Is it that by its indefiniteness it shadows forth the heartless voids and immensities of the universe, and thus stabs us from behind with the thought of annihilation, when beholding the white depths of the milky way? Or is it, that as in essence whiteness is not so much a color as the visible absence of color, and at the same time the concrete of all colors; is it for these reasons that there is such a dumb blankness, full of meaning, in a wide landscape of snows - a colorless, all- color of atheism from which we shrink? And when we consider that other theory of the natural philosophers, that all other earthly hues - every stately or lovely emblazoning - the sweet tinges of sunset skies and woods; yea, and the gilded velvets of butterflies, and the butterfly cheeks of young girls; all these are but subtile deceits, not actually inherent in substances, but only laid on from without; so that all deified Nature absolutely paints like the harlot, whose allurements cover nothing but the charnel-house within; and when we proceed further, and consider that the mystical cosmetic which produces every one of her hues, the great principle of light, for ever remains white or colorless in itself, and if operating without medium upon matter, would touch all objects, even tulips and roses, with its own blank tinge - pondering all this, the palsied universe lies before us a leper; and like wilful travellers in Lapland, who refuse to wear colored and coloring glasses upon their eyes, so the wretched infidel gazes himself blind at the monumental white shroud that wraps all the prospect around him. And of all these things the Albino Whale was the symbol. Wonder ye then at the fiery hunt?
--
The hyperbolic rhetorical question at the end there perfectly demonstrates the seaman's brutal sense of humor.
This was piqued by the 'Artists Beethoven liked' thread.
But I am wondering -- have any of you experienced nonmusical works of art that strike you as mysteriously Beethovenian?
[This message has been edited by Beyond Within (edited 12-04-2005).]
--
Thus, then, the muffled rollings of a milky sea; the bleak rustlings of the festooned frosts of mountains; the desolate shiftings of the windrowed snows of prairies; all these, to Ishmael, are as the shaking of that buffalo robe to the frightened colt!
Though neither knows where lie the nameless things of which the mystic sign gives forth such hints; yet with me, as with the colt, somewhere those things must exist. Though in many of its aspects this visible world seems formed in love, the invisible spheres were formed in fright.
But not yet have we solved the incantation of this whiteness, and learned why it appeals with such power to the soul; and more strange and far more portentous - why, as we have seen, it is at once the most meaning symbol of spiritual things, nay, the very veil of the Christian's Deity; and yet should be as it is, the intensifying agent in things the most appalling to mankind.

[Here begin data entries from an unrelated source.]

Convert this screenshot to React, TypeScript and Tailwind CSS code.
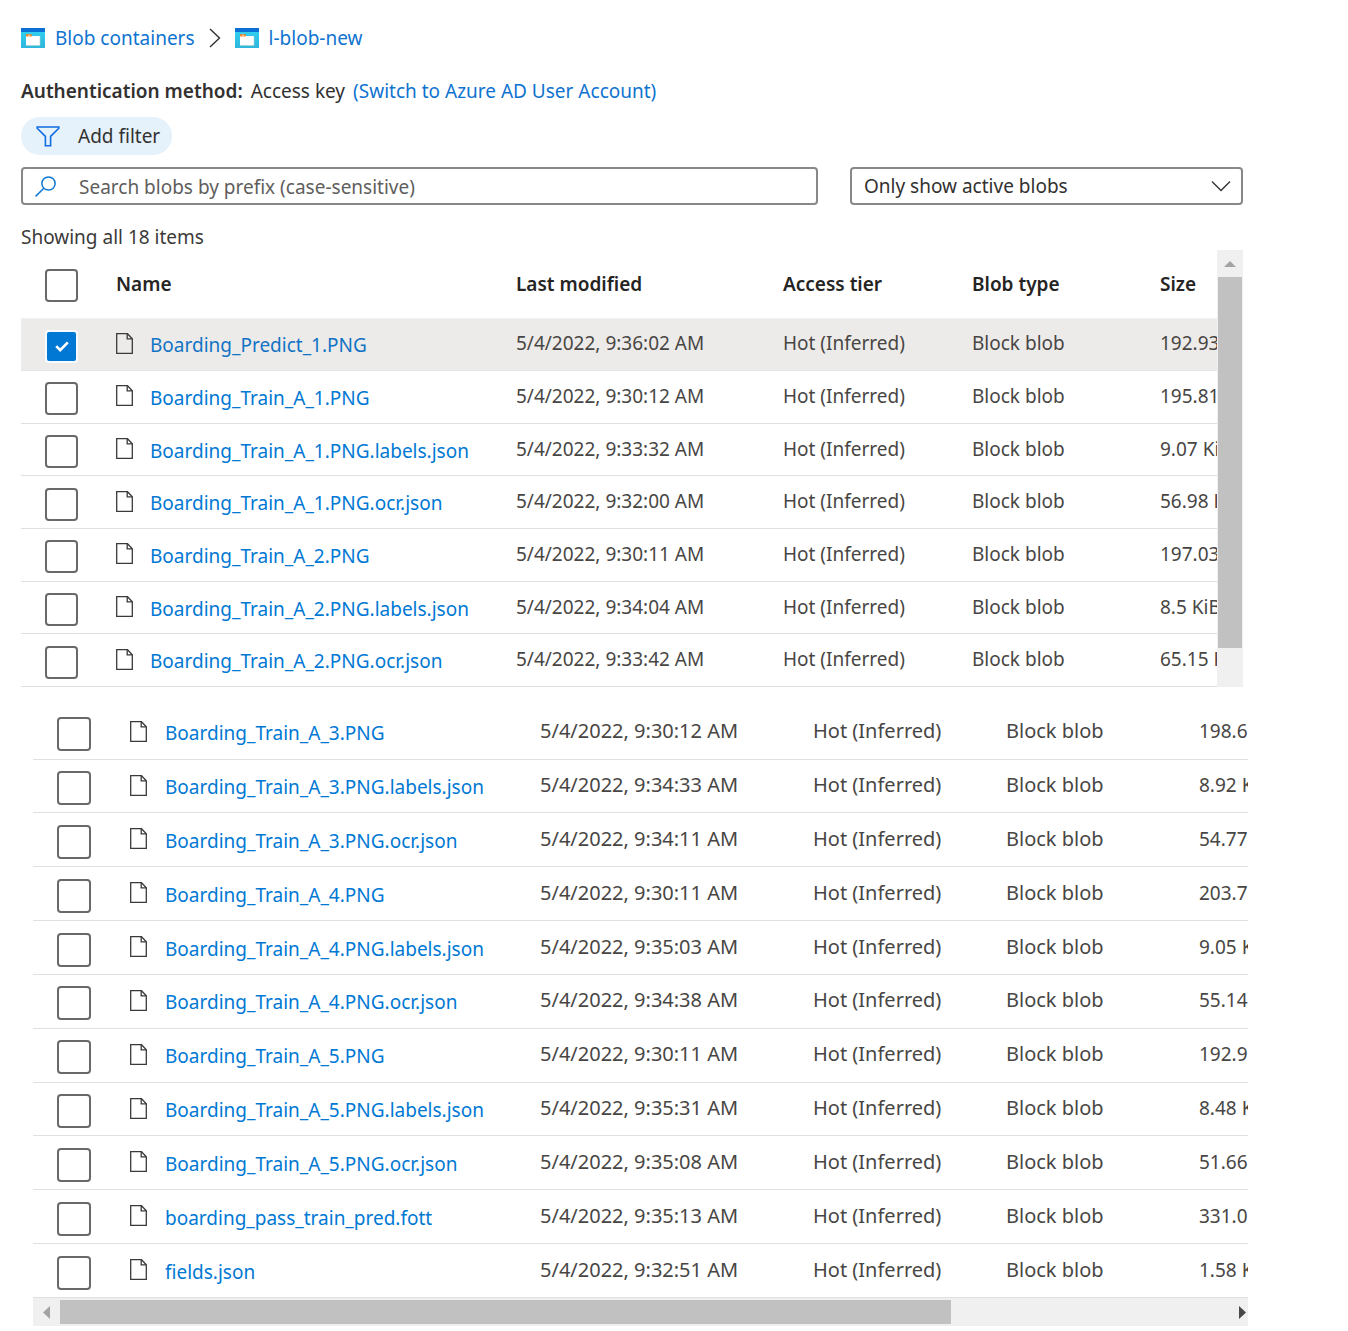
import React, { useState } from "react";

type Blob = { name: string; modified: string; size: string };

const firstBlobs: Blob[] = [
  { name: "Boarding_Predict_1.PNG", modified: "5/4/2022, 9:36:02 AM", size: "192.93 KiB" },
  { name: "Boarding_Train_A_1.PNG", modified: "5/4/2022, 9:30:12 AM", size: "195.81 KiB" },
  { name: "Boarding_Train_A_1.PNG.labels.json", modified: "5/4/2022, 9:33:32 AM", size: "9.07 KiB" },
  { name: "Boarding_Train_A_1.PNG.ocr.json", modified: "5/4/2022, 9:32:00 AM", size: "56.98 KiB" },
  { name: "Boarding_Train_A_2.PNG", modified: "5/4/2022, 9:30:11 AM", size: "197.03 KiB" },
  { name: "Boarding_Train_A_2.PNG.labels.json", modified: "5/4/2022, 9:34:04 AM", size: "8.5 KiB" },
  { name: "Boarding_Train_A_2.PNG.ocr.json", modified: "5/4/2022, 9:33:42 AM", size: "65.15 KiB" },
];

const moreBlobs: Blob[] = [
  { name: "Boarding_Train_A_3.PNG", modified: "5/4/2022, 9:30:12 AM", size: "198.6 KiB" },
  { name: "Boarding_Train_A_3.PNG.labels.json", modified: "5/4/2022, 9:34:33 AM", size: "8.92 KiB" },
  { name: "Boarding_Train_A_3.PNG.ocr.json", modified: "5/4/2022, 9:34:11 AM", size: "54.77 KiB" },
  { name: "Boarding_Train_A_4.PNG", modified: "5/4/2022, 9:30:11 AM", size: "203.7 KiB" },
  { name: "Boarding_Train_A_4.PNG.labels.json", modified: "5/4/2022, 9:35:03 AM", size: "9.05 KiB" },
  { name: "Boarding_Train_A_4.PNG.ocr.json", modified: "5/4/2022, 9:34:38 AM", size: "55.14 KiB" },
  { name: "Boarding_Train_A_5.PNG", modified: "5/4/2022, 9:30:11 AM", size: "192.9 KiB" },
  { name: "Boarding_Train_A_5.PNG.labels.json", modified: "5/4/2022, 9:35:31 AM", size: "8.48 KiB" },
  { name: "Boarding_Train_A_5.PNG.ocr.json", modified: "5/4/2022, 9:35:08 AM", size: "51.66 KiB" },
  { name: "boarding_pass_train_pred.fott", modified: "5/4/2022, 9:35:13 AM", size: "331.0 B" },
  { name: "fields.json", modified: "5/4/2022, 9:32:51 AM", size: "1.58 KiB" },
];

function ContainerIcon() {
  return (
    <svg width="24" height="20" viewBox="0 0 24 20" className="shrink-0" aria-hidden="true">
      <defs>
        <linearGradient id="container-body" x1="0" y1="0" x2="0" y2="1">
          <stop offset="0" stopColor="#32d4f5" />
          <stop offset="1" stopColor="#2fb5dc" />
        </linearGradient>
      </defs>
      <rect width="24" height="20" fill="url(#container-body)" />
      <rect width="24" height="4" fill="#0a70d6" />
      <path d="M5 8h14v9.5H5z" fill="#fff" />
      <path d="M5 17.5h14V8" fill="none" stroke="#a9d3c9" strokeWidth="0.6" />
      <path d="M5 6.2h5.8v2.2H5z" fill="#f58220" />
      <path d="M7 7.3h2" stroke="#fff" strokeWidth="0.6" />
    </svg>
  );
}

function FileIcon() {
  return (
    <svg width="17" height="21" viewBox="0 0 17 21" className="shrink-0" fill="none" stroke="#3b3a39" strokeWidth="1.3" aria-hidden="true">
      <path d="M.7.7h10.8l4.8 5v14.6H.7z" />
      <path d="M11.2.7v5.1h5.1" />
    </svg>
  );
}

function Checkbox({ label, initial = false, large = false }: { label: string; initial?: boolean; large?: boolean }) {
  const [checked, setChecked] = useState(initial);
  return (
    <label className={large ? "grid size-[34px] place-items-center" : "grid size-[33px] place-items-center"}>
      <input
        type="checkbox"
        aria-label={label}
        checked={checked}
        onChange={(e) => setChecked(e.target.checked)}
        className="col-start-1 row-start-1 size-full appearance-none rounded-[4px] border-2 border-[#6b6967] bg-white checked:border-[#f7fbff] checked:bg-[#0078d4]"
      />
      {checked && (
        <svg width="14" height="11" viewBox="0 0 14 11" className="pointer-events-none col-start-1 row-start-1" fill="none" stroke="#fff" strokeWidth="2.6" aria-hidden="true">
          <path d="M1.2 5.2l4 4L12.8 1.4" />
        </svg>
      )}
    </label>
  );
}

function BlobRow({ blob, selected = false, large = false }: { blob: Blob; selected?: boolean; large?: boolean }) {
  const cell = large ? "pb-[2px] text-[20px]" : "pb-[2px]";
  return (
    <tr className={selected ? "border-b border-[#e6e4e2] bg-[#edebe9]" : "border-b border-[#e1e0de]"}>
      <td className="pt-1 pl-6">
        <Checkbox label={`Select ${blob.name}`} initial={selected} large={large} />
      </td>
      <td className="pb-[2px]">
        <div className={large ? "flex items-center gap-[18px]" : "flex items-center gap-[17px]"}>
          <FileIcon />
          <a href="#" className={selected ? "pt-1 text-[#1173c5]" : "pt-1 text-[#0078d4]"}>
            {blob.name}
          </a>
        </div>
      </td>
      <td className={cell}>{blob.modified}</td>
      <td className={cell}>Hot (Inferred)</td>
      <td className={cell}>Block blob</td>
      <td className="overflow-hidden pb-[2px]">{blob.size}</td>
    </tr>
  );
}

export default function App() {
  return (
    <main className="bg-white font-['Noto_Sans','Open_Sans',sans-serif] text-[19px] leading-7 text-[#323130]">
      <section className="pt-6 pr-[105px] pl-[21px]">
        <nav aria-label="Breadcrumb" className="flex items-center gap-[10px] text-[#0f73d0]">
          <ContainerIcon />
          <a href="#">Blob containers</a>
          <svg width="12" height="20" viewBox="0 0 12 20" className="mx-1" fill="none" stroke="#323130" strokeWidth="1.4" aria-hidden="true">
            <path d="M1 1l9.5 9L1 19" />
          </svg>
          <ContainerIcon />
          <a href="#">l-blob-new</a>
        </nav>

        <p className="mt-[25px] flex">
          <span className="font-semibold">Authentication method:</span>
          <span className="ml-2">Access key</span>
          <a href="#" className="ml-2 text-[#0f73d0]">(Switch to Azure AD User Account)</a>
        </p>

        <button type="button" className="mt-3 flex h-[38px] items-center gap-[18px] rounded-full bg-[#e5f1fb] pr-3 pl-[15px]">
          <svg width="24" height="21" viewBox="0 0 24 21" fill="none" stroke="#0f6cdf" strokeWidth="1.6" aria-hidden="true">
            <path d="M1.2 1h21.6v1.2l-8.2 8.2v9.4H9.4v-9.4L1.2 2.2z" />
          </svg>
          Add filter
        </button>

        <div className="mt-3 flex gap-8">
          <label className="flex h-[38px] flex-1 items-center gap-[23px] rounded-[4px] border-2 border-[#8a8886] pl-3">
            <svg width="21" height="21" viewBox="0 0 21 21" className="shrink-0" fill="none" stroke="#0f78d4" strokeWidth="1.5" aria-hidden="true">
              <circle cx="13.5" cy="7.5" r="6.6" />
              <path d="M8.8 12.2L.6 20.4" />
            </svg>
            <input
              type="text"
              aria-label="Search blobs by prefix"
              placeholder="Search blobs by prefix (case-sensitive)"
              className="h-full min-w-0 flex-1 pt-[2px] outline-none placeholder:text-[#605e5c]"
            />
          </label>
          <div className="grid w-[393px]">
            <select aria-label="Blob state" className="col-start-1 row-start-1 h-[38px] appearance-none rounded-[4px] border-2 border-[#8a8886] bg-white pr-10 pl-3">
              <option>Only show active blobs</option>
            </select>
            <svg width="20" height="12" viewBox="0 0 20 12" className="pointer-events-none col-start-1 row-start-1 mr-3 self-center justify-self-end" fill="none" stroke="#323130" strokeWidth="1.3" aria-hidden="true">
              <path d="M1 1.5l9 9 9-9" />
            </svg>
          </div>
        </div>

        <p className="mt-[18px] -mb-px text-[#3b3a39]">Showing all 18 items</p>

        <div className="flex">
          <div className="min-w-0 flex-1 overflow-hidden">
            <table className="h-[437px] w-full table-fixed border-collapse text-left whitespace-nowrap text-[#484644]">
              <colgroup>
                <col className="w-[95px]" />
                <col className="w-[400px]" />
                <col className="w-[267px]" />
                <col className="w-[189px]" />
                <col className="w-[188px]" />
                <col />
              </colgroup>
              <thead>
                <tr className="h-[68px] border-b border-[#f3f2f1] text-[#252423]">
                  <th className="pt-1 pl-6">
                    <Checkbox label="Select all" />
                  </th>
                  <th className="font-semibold">Name</th>
                  <th className="font-semibold">Last modified</th>
                  <th className="font-semibold">Access tier</th>
                  <th className="font-semibold">Blob type</th>
                  <th className="font-semibold">Size</th>
                </tr>
              </thead>
              <tbody>
                {firstBlobs.map((blob, i) => (
                  <BlobRow key={blob.name} blob={blob} selected={i === 0} />
                ))}
              </tbody>
            </table>
          </div>
          <div className="flex w-[26px] flex-col items-center bg-[#f0f0f0]" aria-hidden="true">
            <svg width="12" height="6" viewBox="0 0 12 6" className="mt-[11px] mb-[10px] shrink-0" fill="#a3a3a3">
              <path d="M6 0l6 6H0z" />
            </svg>
            <div className="h-[371px] w-6 bg-[#c1c1c1]" />
          </div>
        </div>
      </section>

      <section className="pt-[19px] pr-[100px] pb-1 pl-[33px]">
        <div className="overflow-hidden">
          <table className="h-[592px] w-full table-fixed border-collapse text-left text-[19px] whitespace-nowrap text-[#484644]">
            <colgroup>
              <col className="w-[97px]" />
              <col className="w-[410px]" />
              <col className="w-[273px]" />
              <col className="w-[193px]" />
              <col className="w-[193px]" />
              <col />
            </colgroup>
            <tbody>
              {moreBlobs.map((blob) => (
                <BlobRow key={blob.name} blob={blob} large />
              ))}
            </tbody>
          </table>
        </div>
        <div className="flex h-7 items-center bg-[#f0f0f0]" aria-hidden="true">
          <svg width="7" height="13" viewBox="0 0 7 13" className="mx-[10px] shrink-0" fill="#a3a3a3">
            <path d="M7 0v13L0 6.5z" />
          </svg>
          <div className="flex-1">
            <div className="mr-[288px] h-6 bg-[#c1c1c1]" />
          </div>
          <svg width="7" height="13" viewBox="0 0 7 13" className="mr-[2px] shrink-0" fill="#484848">
            <path d="M0 0v13l7-6.5z" />
          </svg>
        </div>
      </section>
    </main>
  );
}
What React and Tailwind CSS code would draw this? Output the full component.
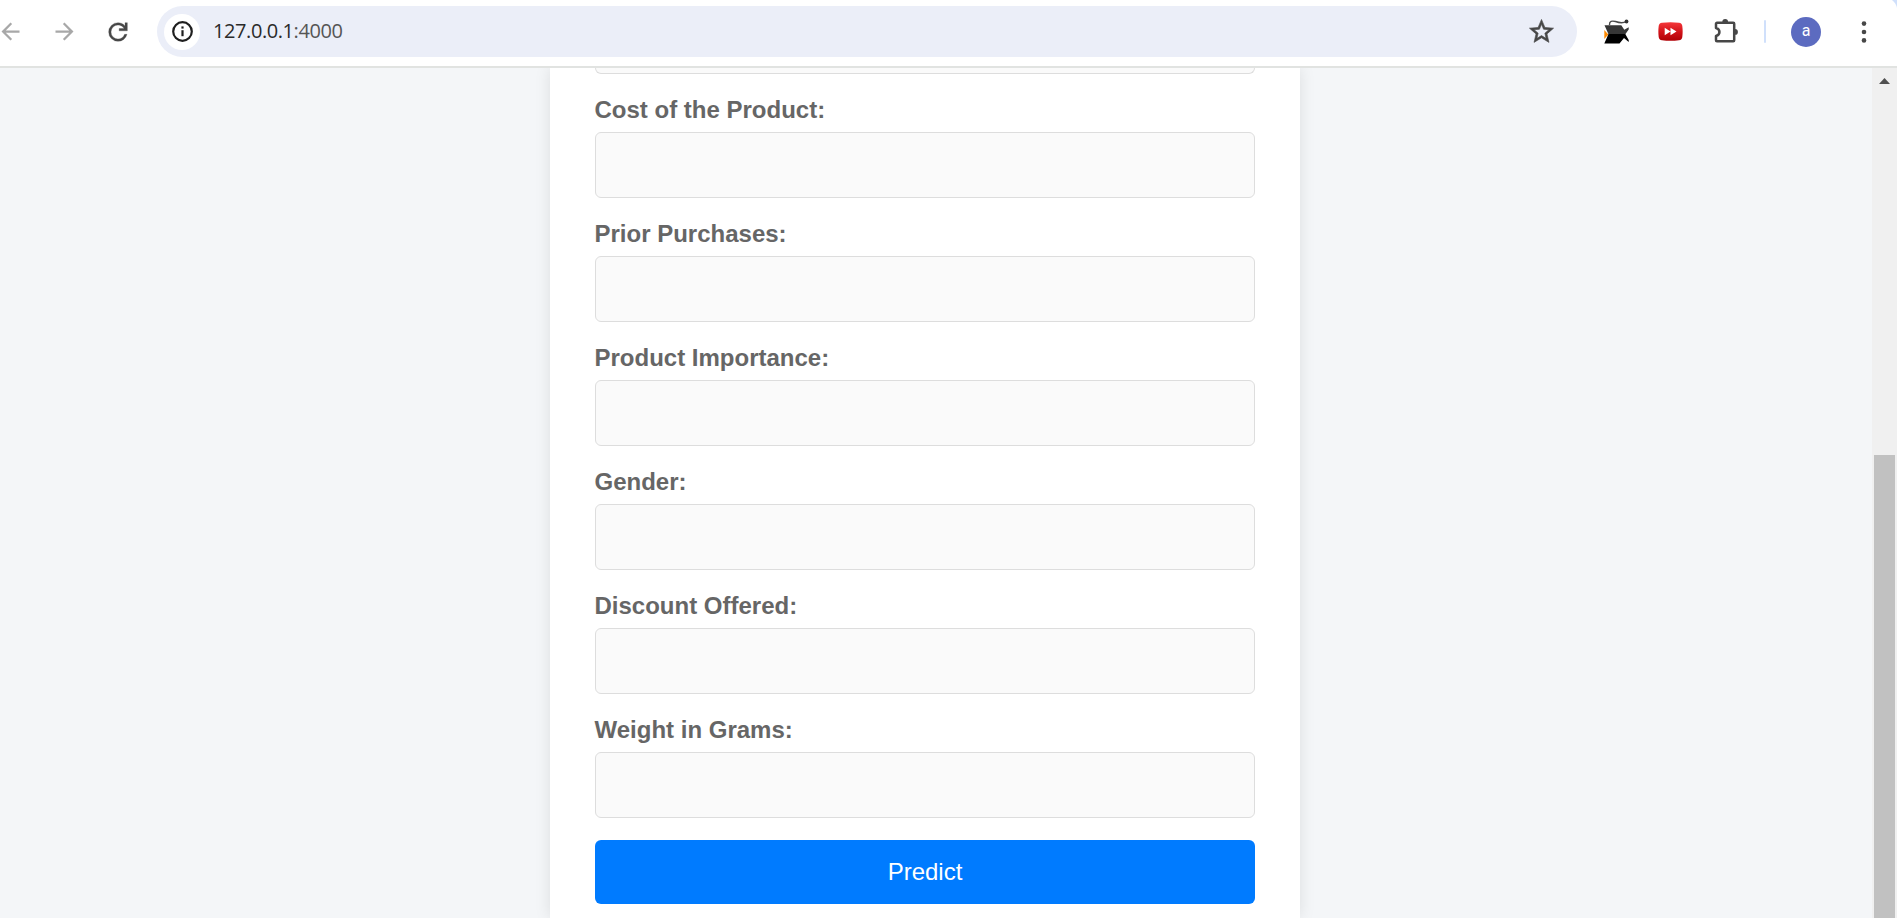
const labels = [
  "Cost of the Product:",
  "Prior Purchases:",
  "Product Importance:",
  "Gender:",
  "Discount Offered:",
  "Weight in Grams:",
];

function BrowserBar() {
  return (
    <header className="relative flex h-[68px] shrink-0 items-start border-b-2 border-[#e1e3e1] bg-white">
      <div className="flex h-[63px] flex-1 items-center">
        <svg className="-ml-[3px] size-[27px] shrink-0" viewBox="0 0 24 24" fill="#a8a8a8">
          <path d="M20 11H7.83l5.59-5.59L12 4l-8 8 8 8 1.41-1.41L7.83 13H20v-2z" />
        </svg>
        <svg className="ml-[26.5px] size-[27px] shrink-0" viewBox="0 0 24 24" fill="#a8a8a8">
          <path d="M12 4l-1.41 1.41L16.17 11H4v2h12.17l-5.58 5.59L12 20l8-8z" />
        </svg>
        <svg className="ml-[26.5px] size-[28px] shrink-0" viewBox="0 -960 960 960" fill="#474747" stroke="#474747" strokeWidth="10">
          <path d="M480-160q-134 0-227-93t-93-227q0-134 93-227t227-93q69 0 132 28.5T720-690v-110h80v280H520v-80h168q-32-56-87.5-88T480-720q-100 0-170 70t-70 170q0 100 70 170t170 70q77 0 139-44t87-116h84q-28 106-114 173t-196 67Z" />
        </svg>
        <div className="ml-[25px] flex h-[51px] w-[1420px] shrink-0 items-center rounded-full bg-[#ebeef8] pl-[7px] pr-[21px]">
          <span className="flex size-9 items-center justify-center rounded-full bg-white">
            <svg className="size-[21px]" viewBox="0 0 21 21" fill="none" stroke="#1f1f1f">
              <circle cx="10.5" cy="10.5" r="9.3" strokeWidth="2.2" />
              <path d="M10.5 9.2v6" strokeWidth="2.2" />
              <path d="M10.5 5.4v2.2" strokeWidth="2.2" />
            </svg>
          </span>
          <span className="ml-[13px] flex-1 pb-px font-['Open_Sans',sans-serif] text-[20px] leading-[30px] font-normal tracking-[-0.42px] text-[#2a2a2a]">
            127.0.0.1<span className="text-[#555]">:4000</span>
          </span>
          <svg className="size-[29px]" viewBox="0 0 24 24" fill="#474747" stroke="#474747" strokeWidth=".5">
            <path d="M22 9.24l-7.19-.62L12 2 9.19 8.63 2 9.24l5.46 4.73L5.82 21 12 17.27 18.18 21l-1.63-7.03L22 9.24zM12 15.4l-3.76 2.27 1-4.28-3.32-2.88 4.38-.38L12 6.1l1.71 4.04 4.38.38-3.32 2.88 1 4.28L12 15.4z" />
          </svg>
        </div>
        <svg className="ml-[26px] h-[26px] w-[27px] shrink-0" viewBox="0 0 27 26">
          <path d="M1.300 11l4 4.500-4 4.500z" fill="#ff8a00" />
          <path d="M1.500 6.200h16.800l3 4.600 4.400-2.500v2.200L22.300 15.200H5.500z" fill="#363636" />
          <path d="M5.500 15h16.800L25.700 21v2L21 19l-4.500 5.500H1.300z" fill="#000" />
          <path d="M6.500 6C6.200 2 9 1.600 12.500 2.500 16.500 4 19.500 4.600 23.500 2.500" fill="none" stroke="#4a4a4a" strokeWidth="1.400" />
          <circle cx="23.500" cy="2.500" r="1.900" fill="#333" />
        </svg>
        <svg className="ml-[28px] h-[19px] w-[25px] shrink-0" viewBox="0 0 25 19">
          <defs>
            <linearGradient id="red" x1="0" y1="0" x2="0" y2="1">
              <stop offset="0" stopColor="#f5383b" />
              <stop offset=".5" stopColor="#d3141a" />
              <stop offset="1" stopColor="#b00006" />
            </linearGradient>
          </defs>
          <path d="M4 .7Q12.500-.4 21 .7 24 1 24.300 4q.7 5.500 0 11-.3 3-3.300 3.300-8.500 1-17 0Q1 18 .7 15 0 9.500.7 4 1 1 4 .7z" fill="url(#red)" />
          <path d="M6.700 5.800l5.800 3.700-5.800 3.700zM12.500 5.800l6 3.700-6 3.700z" fill="#fff" />
        </svg>
        <svg className="ml-[30.5px] h-[25px] w-[25px] shrink-0" viewBox="0 0 25 25">
          <path d="M3 3.800h16.200a1 1 0 0 1 1 1v16.400a1 1 0 0 1-1 1H3a1 1 0 0 1-1-1v-4.200c4.600-1.300 4.600-6.700 0-8V4.800a1 1 0 0 1 1-1z" fill="none" stroke="#474747" strokeWidth="2.500" strokeLinejoin="round" />
          <path d="M8.300 3a2.900 2.900 0 0 1 5.800 0zM21 10a2.900 2.900 0 0 1 0 5.800z" fill="#474747" />
        </svg>
        <span className="ml-[25.5px] h-[23px] w-[2px] shrink-0 rounded-full bg-[#d0e0fb]" />
        <span className="ml-[25px] flex size-[30px] shrink-0 items-center justify-center rounded-full bg-[#5c6bc0] pb-[1px] font-['Roboto',sans-serif] text-[16px] leading-none font-normal text-white">
          a
        </span>
        <svg className="ml-[40px] h-[22px] w-[6px] shrink-0" viewBox="0 0 6 22" fill="#474747">
          <circle cx="3" cy="2.600" r="2.300" />
          <circle cx="3" cy="11" r="2.300" />
          <circle cx="3" cy="19.400" r="2.300" />
        </svg>
      </div>
      <svg className="absolute top-0 right-0 size-[8px]" viewBox="0 0 8 8" fill="#d0e0fb">
        <path d="M3 0h5v8Q7 3 3 0z" />
      </svg>
    </header>
  );
}

function Scrollbar() {
  return (
    <div className="flex w-[25px] shrink-0 flex-col items-center bg-[#f0f0f0]">
      <svg className="mt-[10px] h-[6px] w-[11px]" viewBox="0 0 11 6" fill="#505050">
        <path d="M5.500 0L11 6H0z" />
      </svg>
      <div className="mt-[371px] w-[21px] flex-1 bg-[#c1c1c1]" />
    </div>
  );
}

export default function App() {
  return (
    <div className="flex h-[918px] w-full flex-col overflow-hidden font-['Liberation_Sans',Arial,sans-serif]">
      <BrowserBar />
      <div className="flex min-h-0 flex-1">
        <main className="flex min-w-0 flex-1 justify-center overflow-hidden bg-[#f4f6f8]">
          <form className="-ml-[22px] w-[750px] shrink-0 bg-white px-[45px] shadow-[0_0_15px_rgba(0,0,0,0.1)]">
            <div className="h-[6px] rounded-b-[6px] border border-t-0 border-[#ddd] bg-[#fafafa]" />
            {labels.map((label) => (
              <label key={label} className="flex flex-col pt-[22px]">
                <span className="-ml-[0.5px] h-9 text-[24px] leading-7 font-bold text-[#666]">{label}</span>
                <input className="h-[66px] w-full rounded-[6px] border border-[#ddd] bg-[#fafafa] px-4 outline-none" />
              </label>
            ))}
            <button type="button" className="mt-[22px] block h-16 w-full rounded-[6px] bg-[#007bff] text-[24px] leading-none text-white">
              Predict
            </button>
            <div className="h-[60px]" />
          </form>
        </main>
        <Scrollbar />
      </div>
    </div>
  );
}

Is it that by its indefiniteness it shadows forth the heartless voids and immensities of the universe, and thus stabs us from behind with the thought of annihilation, when beholding the white depths of the milky way? Or is it, that as in essence whiteness is not so much a color as the visible absence of color, and at the same time the concrete of all colors; is it for these reasons that there is such a dumb blankness, full of meaning, in a wide landscape of snows - a colorless, all- color of atheism from which we shrink? And when we consider that other theory of the natural philosophers, that all other earthly hues - every stately or lovely emblazoning - the sweet tinges of sunset skies and woods; yea, and the gilded velvets of butterflies, and the butterfly cheeks of young girls; all these are but subtile deceits, not actually inherent in substances, but only laid on from without; so that all deified Nature absolutely paints like the harlot, whose allurements cover nothing but the charnel-house within; and when we proceed further, and consider that the mystical cosmetic which produces every one of her hues, the great principle of light, for ever remains white or colorless in itself, and if operating without medium upon matter, would touch all objects, even tulips and roses, with its own blank tinge - pondering all this, the palsied universe lies before us a leper; and like wilful travellers in Lapland, who refuse to wear colored and coloring glasses upon their eyes, so the wretched infidel gazes himself blind at the monumental white shroud that wraps all the prospect around him. And of all these things the Albino Whale was the symbol. Wonder ye then at the fiery hunt?
--
The hyperbolic rhetorical question at the end there perfectly demonstrates the seaman's brutal sense of humor.
This was piqued by the 'Artists Beethoven liked' thread.
But I am wondering -- have any of you experienced nonmusical works of art that strike you as mysteriously Beethovenian?
[This message has been edited by Beyond Within (edited 12-04-2005).]